Nearly every company I have worked for has had a go-to-market plan that targets products and customers of strategic importance, both in the moment and in the future. Every business has had a midterm financial plan meant to identify risk and inflection points — in costs, margin and top-line revenue — that reflects its go-to-market and supply chain plans. And every organization, by virtue of its commitment to and investment in S&OP, has had a longer-term view of its supply chain, with factors such as necessary capacity and network expansion eventually outlined as the business truly developed and took on this deeper-horizon perspective.

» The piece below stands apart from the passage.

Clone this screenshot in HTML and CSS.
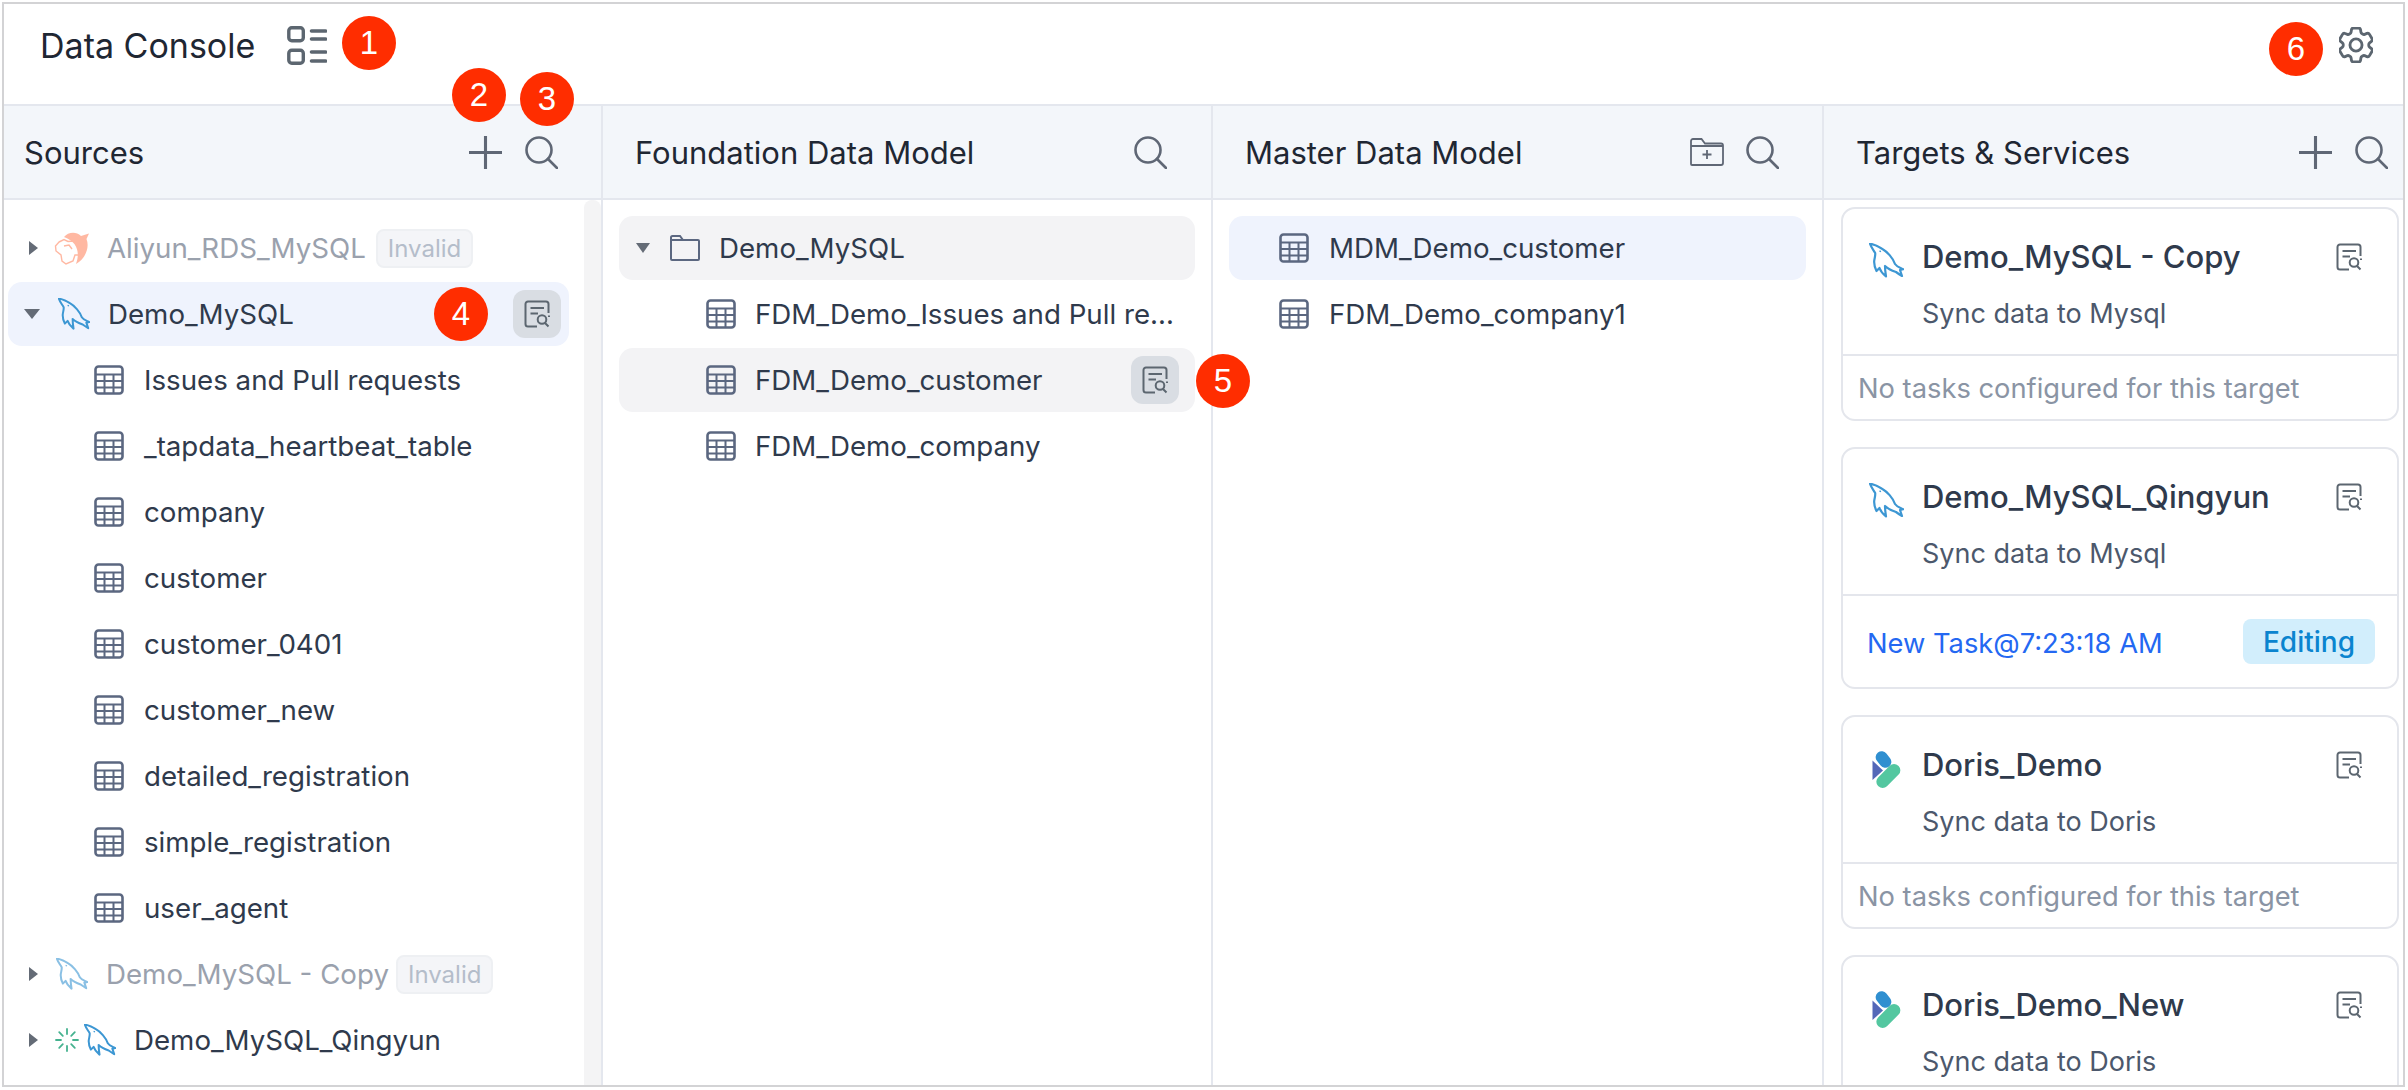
FILE: index.html
```html
<!DOCTYPE html>
<html lang="en">
<head>
<meta charset="utf-8">
<title>Data Console</title>
<link rel="stylesheet" href="styles.css">
</head>
<body>
<svg class="sprite" width="0" height="0" aria-hidden="true">
  <symbol id="i-dolphin" viewBox="0 0 35 35">
    <path d="M1 0.800C4 1 8 2.500 13 5.700C18 8.500 24 15 26 21C28 24 32 25 34.200 26.300L31 27L33 33C30.500 31.500 29 30.500 27 29C24 28 19 26 16 23C16 27 16.500 30 17 33.500C14 31 11.500 28 10.500 25L7.500 28C5.500 24 5 21 5.200 18C5.500 15 6.500 13 6.200 10C4.500 7 2 4 1 0.800Z" fill="none" stroke="currentColor" stroke-width="2.200" stroke-linejoin="round"/>
    <path d="M10.500 8L12 8.600" fill="none" stroke="currentColor" stroke-width="1.400"/>
  </symbol>
  <symbol id="i-table" viewBox="0 0 30 30">
    <rect x="1.500" y="1.500" width="27" height="27" rx="3" fill="none" stroke="currentColor" stroke-width="2.600"/>
    <path d="M1.500 9.500H28.500M1.500 16H28.500M1.500 22.500H28.500M10.500 9.500V28.500M19.500 9.500V28.500" fill="none" stroke="currentColor" stroke-width="2"/>
  </symbol>
  <symbol id="i-doc" viewBox="0 0 26 28">
    <path d="M24.500 13V4A2.500 2.500 0 0 0 22 1.500H4A2.500 2.500 0 0 0 1.500 4V24A2.500 2.500 0 0 0 4 26.500H13" fill="none" stroke="currentColor" stroke-width="2"/>
    <path d="M6.500 8H20M6.500 13.500H14" fill="none" stroke="currentColor" stroke-width="2"/>
    <circle cx="18" cy="19.500" r="4.300" fill="none" stroke="currentColor" stroke-width="2"/>
    <path d="M21 23L24.500 26.500M25 15.500V17" fill="none" stroke="currentColor" stroke-width="2"/>
  </symbol>
  <symbol id="i-plus" viewBox="0 0 32 32">
    <path d="M16 0V32M0 16H32" fill="none" stroke="currentColor" stroke-width="3" stroke-linecap="round"/>
  </symbol>
  <symbol id="i-search" viewBox="0 0 33 33">
    <circle cx="14" cy="14" r="12.500" fill="none" stroke="currentColor" stroke-width="2.600"/>
    <path d="M23 23L32 32" fill="none" stroke="currentColor" stroke-width="2.600" stroke-linecap="round"/>
  </symbol>
  <symbol id="i-doris" viewBox="0 0 29 39">
    <path d="M0.500 10.500L11 20.500L0.500 30Z" fill="#5468b8"/>
    <rect x="5.500" y="0.500" width="12" height="18" rx="6" transform="rotate(-38 11.500 9.500)" fill="#2f8fd0"/>
    <rect x="2" y="20" width="28.500" height="12.500" rx="6" transform="rotate(-45 16 26)" fill="#53c7a0"/>
  </symbol>
</svg>

<div class="frame">
  <header class="topbar">
    <span class="app-title">Data Console</span>
    <svg class="layout-icon" viewBox="0 0 40 39">
      <rect x="1.800" y="1.800" width="14.500" height="13" rx="3" fill="none" stroke="currentColor" stroke-width="3.400"/>
      <rect x="1.800" y="24.200" width="14.500" height="13" rx="3" fill="none" stroke="currentColor" stroke-width="3.400"/>
      <path d="M24.500 5H38.500M24.500 13H38.500M24.500 26H38.500M24.500 35H38.500" fill="none" stroke="currentColor" stroke-width="3.600" stroke-linecap="round"/>
    </svg>
    <svg class="gear-icon" viewBox="3 2.500 18 19">
      <path d="M9.594 3.940c.09-.542.56-.94 1.110-.94h2.593c.55 0 1.020.398 1.110.94l.213 1.281c.063.374.313.686.645.87.074.04.147.083.22.127.325.196.72.257 1.075.124l1.217-.456a1.125 1.125 0 011.370.49l1.296 2.247a1.125 1.125 0 01-.26 1.431l-1.003.827c-.293.24-.438.613-.431.992a6.759 6.759 0 010 .255c-.007.378.138.75.43.99l1.005.828c.424.35.534.954.26 1.430l-1.298 2.247a1.125 1.125 0 01-1.369.491l-1.217-.456c-.355-.133-.75-.072-1.076.124a6.570 6.570 0 01-.22.128c-.331.183-.581.495-.644.869l-.213 1.280c-.09.543-.56.941-1.110.941h-2.594c-.55 0-1.020-.398-1.110-.94l-.213-1.281c-.062-.374-.312-.686-.644-.87a6.520 6.520 0 01-.22-.127c-.325-.196-.72-.257-1.076-.124l-1.217.456a1.125 1.125 0 01-1.369-.49l-1.297-2.247a1.125 1.125 0 01.26-1.431l1.004-.827c.292-.24.437-.613.43-.992a6.932 6.932 0 010-.255c.007-.378-.138-.75-.43-.99l-1.004-.828a1.125 1.125 0 01-.26-1.430l1.297-2.247a1.125 1.125 0 011.370-.491l1.216.456c.356.133.751.072 1.076-.124.072-.044.146-.087.22-.128.332-.183.582-.495.644-.869l.214-1.281z" fill="none" stroke="currentColor" stroke-width="1.500" stroke-linejoin="round"/>
      <circle cx="12" cy="12" r="3.200" fill="none" stroke="currentColor" stroke-width="1.500"/>
    </svg>
  </header>

  <main class="columns">
    <section class="col col-sources">
      <div class="col-head">
        <h2 class="col-title">Sources</h2>
        <svg class="hd-icon hd-plus"><use href="#i-plus"/></svg>
        <svg class="hd-icon"><use href="#i-search"/></svg>
      </div>
      <div class="col-body">
        <div class="tree tree-sources">
          <div class="row row-source is-faded">
            <span class="arrow arrow-right"></span>
            <svg class="src-icon aliyun" viewBox="0 0 36 36">
              <path d="M10 7C14 2 22 1 27 6L35 3.500L32.500 9C36 18 31 29 22 34C26 23 24 12 10 7Z" fill="currentColor"/>
              <path d="M5 12L10 9.500L14 11.500L20 11L24 15L27 19L25 25L21 25L19 31L12 34L8 31L7 25L2 21L1.500 16Z M10 16L15 15L18 19" fill="none" stroke="currentColor" stroke-width="1.400"/>
            </svg>
            <span class="row-name">Aliyun_RDS_MySQL</span>
            <span class="tag tag-wide-gap">Invalid</span>
          </div>
          <div class="row row-source is-selected">
            <span class="arrow arrow-down"></span>
            <svg class="src-icon dolphin"><use href="#i-dolphin"/></svg>
            <span class="row-name">Demo_MySQL</span>
            <span class="row-btn"><svg class="doc-icon"><use href="#i-doc"/></svg></span>
          </div>
          <div class="row row-child"><svg class="tbl-icon"><use href="#i-table"/></svg><span class="row-name">Issues and Pull requests</span></div>
          <div class="row row-child"><svg class="tbl-icon"><use href="#i-table"/></svg><span class="row-name">_tapdata_heartbeat_table</span></div>
          <div class="row row-child"><svg class="tbl-icon"><use href="#i-table"/></svg><span class="row-name">company</span></div>
          <div class="row row-child"><svg class="tbl-icon"><use href="#i-table"/></svg><span class="row-name">customer</span></div>
          <div class="row row-child"><svg class="tbl-icon"><use href="#i-table"/></svg><span class="row-name">customer_0401</span></div>
          <div class="row row-child"><svg class="tbl-icon"><use href="#i-table"/></svg><span class="row-name">customer_new</span></div>
          <div class="row row-child"><svg class="tbl-icon"><use href="#i-table"/></svg><span class="row-name">detailed_registration</span></div>
          <div class="row row-child"><svg class="tbl-icon"><use href="#i-table"/></svg><span class="row-name">simple_registration</span></div>
          <div class="row row-child"><svg class="tbl-icon"><use href="#i-table"/></svg><span class="row-name">user_agent</span></div>
          <div class="row row-source is-faded">
            <span class="arrow arrow-right"></span>
            <svg class="src-icon dolphin"><use href="#i-dolphin"/></svg>
            <span class="row-name">Demo_MySQL - Copy</span>
            <span class="tag">Invalid</span>
          </div>
          <div class="row row-source">
            <span class="arrow arrow-right"></span>
            <svg class="spinner" viewBox="0 0 24 24">
              <path d="M12 1V6M12 18V23M1 12H6M18 12H23M4.200 4.200L7.800 7.800M16.200 16.200L19.800 19.800M4.200 19.800L7.800 16.200M16.200 7.800L19.800 4.200" fill="none" stroke="#45b28f" stroke-width="1.800" stroke-linecap="round"/>
            </svg>
            <svg class="src-icon dolphin dolphin-tight"><use href="#i-dolphin"/></svg>
            <span class="row-name">Demo_MySQL_Qingyun</span>
          </div>
        </div>
        <div class="scrollbar"></div>
      </div>
    </section>

    <section class="col col-fdm">
      <div class="col-head">
        <h2 class="col-title">Foundation Data Model</h2>
        <svg class="hd-icon"><use href="#i-search"/></svg>
      </div>
      <div class="col-body">
        <div class="tree tree-pad">
          <div class="row row-folder is-hover">
            <span class="arrow arrow-down arrow-small"></span>
            <svg class="folder-icon" viewBox="0 0 30 26">
              <path d="M1 24V2.500A1.500 1.500 0 0 1 2.500 1H10L13 5H28A1 1 0 0 1 29 6V24A1 1 0 0 1 28 25H2A1 1 0 0 1 1 24ZM1 5H13" fill="none" stroke="currentColor" stroke-width="2"/>
            </svg>
            <span class="row-name">Demo_MySQL</span>
          </div>
          <div class="row row-fdm"><svg class="tbl-icon"><use href="#i-table"/></svg><span class="row-name row-clip">FDM_Demo_Issues and Pull requests</span></div>
          <div class="row row-fdm is-hover"><svg class="tbl-icon"><use href="#i-table"/></svg><span class="row-name">FDM_Demo_customer</span><span class="row-btn"><svg class="doc-icon"><use href="#i-doc"/></svg></span></div>
          <div class="row row-fdm"><svg class="tbl-icon"><use href="#i-table"/></svg><span class="row-name">FDM_Demo_company</span></div>
        </div>
      </div>
    </section>

    <section class="col col-mdm">
      <div class="col-head">
        <h2 class="col-title">Master Data Model</h2>
        <svg class="hd-folder" viewBox="0 0 34 28">
          <path d="M1 26V3A2 2 0 0 1 3 1H11.500L15 5.500H31A2 2 0 0 1 33 7.500V25A2 2 0 0 1 31 27H2A1 1 0 0 1 1 26ZM1 8H33M17 12V21M12.500 16.500H21.500" fill="none" stroke="currentColor" stroke-width="1.800"/>
        </svg>
        <svg class="hd-icon hd-search-mdm"><use href="#i-search"/></svg>
      </div>
      <div class="col-body">
        <div class="tree tree-pad">
          <div class="row row-mdm is-selected"><svg class="tbl-icon"><use href="#i-table"/></svg><span class="row-name">MDM_Demo_customer</span></div>
          <div class="row row-mdm"><svg class="tbl-icon"><use href="#i-table"/></svg><span class="row-name">FDM_Demo_company1</span></div>
        </div>
      </div>
    </section>

    <section class="col col-targets">
      <div class="col-head">
        <h2 class="col-title">Targets &amp; Services</h2>
        <svg class="hd-icon hd-plus"><use href="#i-plus"/></svg>
        <svg class="hd-icon"><use href="#i-search"/></svg>
      </div>
      <div class="cards">
        <article class="card">
          <div class="card-top">
            <svg class="card-icon dolphin"><use href="#i-dolphin"/></svg>
            <div class="card-text"><div class="card-title">Demo_MySQL - Copy</div><div class="card-sub">Sync data to Mysql</div></div>
            <svg class="card-doc"><use href="#i-doc"/></svg>
          </div>
          <div class="card-foot card-foot-empty">No tasks configured for this target</div>
        </article>
        <article class="card">
          <div class="card-top">
            <svg class="card-icon dolphin"><use href="#i-dolphin"/></svg>
            <div class="card-text"><div class="card-title">Demo_MySQL_Qingyun</div><div class="card-sub">Sync data to Mysql</div></div>
            <svg class="card-doc"><use href="#i-doc"/></svg>
          </div>
          <div class="card-foot card-foot-task"><span class="task-link">New Task@7:23:18 AM</span><span class="status">Editing</span></div>
        </article>
        <article class="card">
          <div class="card-top">
            <svg class="card-icon doris"><use href="#i-doris"/></svg>
            <div class="card-text"><div class="card-title">Doris_Demo</div><div class="card-sub">Sync data to Doris</div></div>
            <svg class="card-doc"><use href="#i-doc"/></svg>
          </div>
          <div class="card-foot card-foot-empty">No tasks configured for this target</div>
        </article>
        <article class="card">
          <div class="card-top">
            <svg class="card-icon doris"><use href="#i-doris"/></svg>
            <div class="card-text"><div class="card-title">Doris_Demo_New</div><div class="card-sub">Sync data to Doris</div></div>
            <svg class="card-doc"><use href="#i-doc"/></svg>
          </div>
        </article>
      </div>
    </section>
  </main>

  <span class="callout callout-1">1</span>
  <span class="callout callout-2">2</span>
  <span class="callout callout-3">3</span>
  <span class="callout callout-4">4</span>
  <span class="callout callout-5">5</span>
  <span class="callout callout-6">6</span>
</div>
</body>
</html>
```

FILE: styles.css
```css
* { box-sizing: border-box; }
html, body { margin: 0; padding: 0; background: #fff; }
body {
  width: 2408px;
  height: 1090px;
  padding: 2px 3px 3px 2px;
  overflow: hidden;
  font-family: Inter, "Noto Sans", sans-serif;
  color: #2f3a4c;
}
.sprite { position: absolute; }
.frame {
  position: relative;
  width: 100%;
  height: 100%;
  display: flex;
  flex-direction: column;
  border: 2px solid #d3d3d5;
  background: #fff;
  overflow: hidden;
}
.topbar {
  flex: none;
  height: 102px;
  display: flex;
  align-items: center;
  padding: 0 30px 18px 36px;
  border-bottom: 2px solid #e4e7ee;
}
.app-title { font-size: 34px; font-weight: 400; color: #1f2733; }
.layout-icon { width: 40px; height: 39px; margin-left: 32px; color: #5c6670; }
.gear-icon { width: 34px; height: 36px; margin-left: auto; color: #5c6670; }

.columns { flex: 1; min-height: 0; display: flex; }
.col { display: flex; flex-direction: column; min-width: 0; border-right: 2px solid #e4e7ee; }
.col-sources { width: 599px; }
.col-fdm { width: 610px; }
.col-mdm { width: 611px; }
.col-targets { flex: 1; border-right: 0; }

.col-head {
  flex: none;
  height: 94px;
  display: flex;
  align-items: center;
  background: #f3f6fa;
  border-bottom: 2px solid #e4e7ee;
}
.col-title { margin: 0; font-size: 31px; font-weight: 400; color: #1f2733; }
.col-sources .col-title { margin-left: 20px; margin-right: auto; }
.col-fdm .col-title { margin-left: 32px; margin-right: auto; }
.col-mdm .col-title { margin-left: 32px; margin-right: auto; }
.col-targets .col-title { margin-left: 32px; margin-right: auto; }
.hd-icon { width: 33px; height: 33px; color: #5f6775; flex: none; }
.col-sources .hd-icon:last-child { margin-right: 43px; }
.col-fdm .hd-icon:last-child { margin-right: 44px; }
.col-mdm .hd-icon:last-child { margin-right: 43px; }
.col-targets .hd-icon:last-child { margin-right: 15px; }
.hd-plus { margin-right: 23px; }
.hd-folder { width: 34px; height: 28px; color: #5f6775; flex: none; }
.hd-search-mdm { margin-left: 22px; }

.col-body { flex: 1; min-height: 0; display: flex; overflow: hidden; }
.tree { flex: 1; min-width: 0; padding-top: 16px; }
.tree-sources { padding-left: 4px; padding-right: 15px; }
.tree-pad { padding-left: 16px; padding-right: 16px; }
.scrollbar { flex: none; width: 17px; background: #f4f4f5; border-radius: 8px 8px 0 0; }

.row {
  height: 64px;
  margin-bottom: 2px;
  display: flex;
  align-items: center;
  border-radius: 14px;
  font-size: 27.700px;
  white-space: nowrap;
}
.row-name { color: #2f3a4c; }
.is-selected { background: #eff3fd; }
.is-hover { background: #f3f3f5; }
.row-source { padding-left: 12px; }
.row-child { padding-left: 86px; }
.row-fdm { padding-left: 87px; padding-right: 16px; }
.row-fdm .tbl-icon { margin-right: 19px; }
.row-mdm { padding-left: 50px; }
.row-folder { padding-left: 17px; }
.row-clip { flex: 1; min-width: 0; overflow: hidden; text-overflow: ellipsis; }

.arrow { flex: none; display: block; width: 0; height: 0; border-style: solid; border-color: transparent; }
.arrow-right { margin-left: 9px; margin-right: 18px; border-width: 7px 0 7px 9px; border-left-color: #646b76; }
.arrow-down { margin-left: 4px; margin-right: 18px; border-width: 10px 8px 0 8px; border-top-color: #646b76; }
.arrow-small { margin-left: 0; margin-right: 20px; border-width: 10px 7px 0 7px; }

.src-icon { flex: none; width: 32px; height: 32px; margin-right: 18px; }
.dolphin { color: #3d97d3; }
.dolphin-tight { margin-left: 5px; }
.aliyun { width: 36px; height: 36px; margin-left: -2px; margin-right: 17px; color: #ff8a66; }
.spinner { flex: none; width: 24px; height: 24px; margin-right: 0; margin-left: -1px; }
.is-faded .src-icon { opacity: 0.6; }
.is-faded .row-name { color: #9aa1ad; }
.tag {
  margin-left: 7px;
  height: 39px;
  padding: 0 10px;
  display: flex;
  align-items: center;
  background: #f4f5f8;
  border: 2px solid #eef0f3;
  border-radius: 8px;
  font-size: 24px;
  color: #b4bdca;
}
.tag-wide-gap { margin-left: 10px; }
.tbl-icon { flex: none; width: 30px; height: 30px; margin-right: 20px; color: #5b6780; }
.row-btn {
  flex: none;
  margin-left: auto;
  margin-right: 8px;
  width: 48px;
  height: 48px;
  display: flex;
  align-items: center;
  justify-content: center;
  background: #d9dde3;
  border-radius: 12px;
}
.doc-icon { width: 26px; height: 28px; color: #5c6670; }
.row-fdm .row-btn { margin-right: 0; }
.folder-icon { flex: none; width: 30px; height: 26px; margin-right: 19px; color: #5b6780; }

.cards { flex: 1; min-height: 0; padding: 7px 4px 0 17px; overflow: hidden; display: flex; flex-direction: column; gap: 26px; }
.card { flex: none; border: 2px solid #e4e6ec; border-radius: 14px; }
.card-top { height: 145px; display: flex; align-items: flex-start; padding: 34px 35px 0 26px; }
.card-icon { flex: none; width: 35px; height: 35px; margin-right: 18px; }
.card-icon.doris { width: 29px; height: 39px; margin: -1px 21px 0 3px; }
.card-text { flex: 1; min-width: 0; margin-top: -6px; }
.card-title { height: 40px; line-height: 40px; font-size: 31px; font-weight: 500; color: #2f3a4c; }
.card-sub { margin-top: 19px; height: 36px; line-height: 36px; font-size: 27px; color: #4c586c; }
.card-doc { flex: none; width: 26px; height: 28px; color: #5c6670; }
.card-foot { border-top: 2px solid #e4e6ec; display: flex; align-items: center; font-size: 27.300px; }
.card-foot-empty { height: 65px; padding: 2px 0 0 15px; color: #8a94a4; }
.card-foot-task { height: 93px; padding: 0 22px 0 24px; justify-content: space-between; }
.task-link { color: #2468f2; padding-top: 4px; }
.status {
  width: 132px;
  height: 45px;
  display: flex;
  align-items: center;
  justify-content: center;
  background: #d2eefc;
  border-radius: 8px;
  font-size: 28px;
  font-weight: 500;
  color: #0b84cf;
}

.callout {
  position: absolute;
  width: 54px;
  height: 54px;
  display: flex;
  align-items: center;
  justify-content: center;
  border-radius: 50%;
  background: #ff2d00;
  color: #fff;
  font-family: "Liberation Sans", Arial, sans-serif;
  font-size: 33px;
}
.callout-1 { left: 338px; top: 12px; }
.callout-2 { left: 448px; top: 64px; }
.callout-3 { left: 516px; top: 68px; }
.callout-4 { left: 430px; top: 283px; }
.callout-5 { left: 1192px; top: 350px; }
.callout-6 { left: 2265px; top: 18px; }
```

While reporting that a current year’s operating budget is off by 1% is important, it’s not strategic. However, noting that there will be severe margin risk two years out if product mix and pricing models stay the same is a conversation I want to have. Discussion points and analyses of topics such as these are what make S&OP truly strategic. It does not make the tactical discussion of this year’s operating budget less important; it simply balances it with longer-view strategic elements.
Making it happen
Go find the real underlying strategies of your business, and then incorporate metrics and conversation relating to them into the content and discussions of your S&OP meetings. Consider involving your S&OP meeting chair in strategic initiatives and measures. If you do both, you will have little problem driving executive engagement. Your horizon will reorient itself toward a properly cast forward horizon, facts and assumptions will become the underpinnings of your meeting, and you will mature your process overnight.
S&OP is not strategic right out of the box. It becomes strategic only when you elevate the metrics, dialogue, people, content and focus around strategic goals and with constant alignment of business strategy and tactics. If you develop your S&OP process with a mindset of finding the right strategic elements to improve the discussion and decision-making, you can’t help but push your process model forward.